Back in the conference room, Amanda and Nancy were waiting patiently to sign out. “How did we miss it?” I heard Carmen say when Joe told him the sodium level. Joe shrugged and shook his head. “Nobody checked the labs,” he replied. Of course, checking Jusczak’s labs had been my responsibility, but I had been too busy doing other things. I sat down, saying nothing. Amanda and Nancy started handing off their patients to me. Carmen, who was getting ready to leave for the weekend, told Joe to update him that night.
Most seizures terminate with intravenous sedat
ives, and Jusczak’s did too, for a while. But at midnight they started up again with a vengeance. Now they involved not only Jusczak’s face but his hands and feet, too. His eyelids were clenched shut. I tried prying them open but my fingers slipped on his oily skin. His mouth appeared to be emitting silent screams. The telemetry sirens wailed: ding-ding-ding. We pushed more Valium, then Ativan, then an intravenous load of Dilantin, an antiepileptic. Again the seizures stopped, but they resumed within minutes with seemingly greater force. Joe told a nurse to give free water through the nasogastric tube to dilute the salty blood. We paged a neurology consultant, who came by and suggested phenobarbital, which worked, but only briefly.

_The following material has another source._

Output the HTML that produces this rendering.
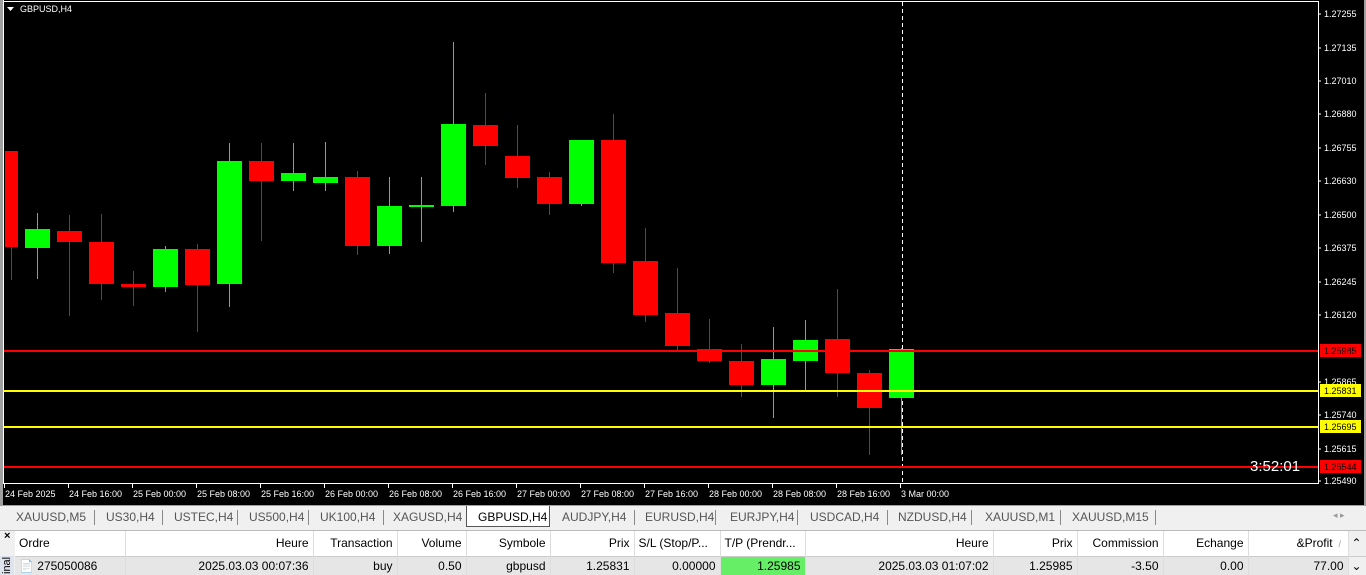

I spent most of the night at Jusczak’s bedside with Joe and a nurse. The bright ceiling lamp illuminated his naked body like a spotlight. Sweat drenched my T-shirt; my thighs were sore from standing. Every movement took energy I didn’t have. When Joe went out to call an anesthesiologist, I started pushing drugs on my own. I was amazed at how easily my confidence flowed when it became clear that we were fighting a losing battle.
The convulsions seemed to gain in force and amplitude with the passage of the night. Over several hours, the sedative drips were dialed up well beyond the maximum limits in the textbooks. Eventually his whole body was quivering like a bowl of gelatin. We tried everything: glucose and thiamine, useful for hypoglycemic and alcoholic seizures, which he didn’t have; Versed, a potent benzodiazepine, which paradoxically seemed to fuel the spasms; a cooling blanket, because there was some evidence suggesting that hypothermia could prevent brain damage after cardiac arrest. It was a reach, but we didn’t know what else to do.
An anesthesiologist eventually showed up and put Jusczak on propofol, a milky white anesthetic. The seizures immediately ceased. With the propofol running into his body, they never resumed.
The nurses had put Mrs. Jusczak into an empty patient room. I found her there at four in the morning, sprawled on her stomach, still in her business suit. The room was musty, though with the faintly pleasing odor of perfume. I thought about waking her to give her an update but decided to let her be. Her husband almost certainly had irreversible brain damage at this point, and I did not want to provoke an outburst so early in the morning. I pictured her at his funeral, walking beside his coffin, wearing a black veil. I pictured the pallbearers in their black suits. I shuddered thinking about what had occurred over the past twelve hours.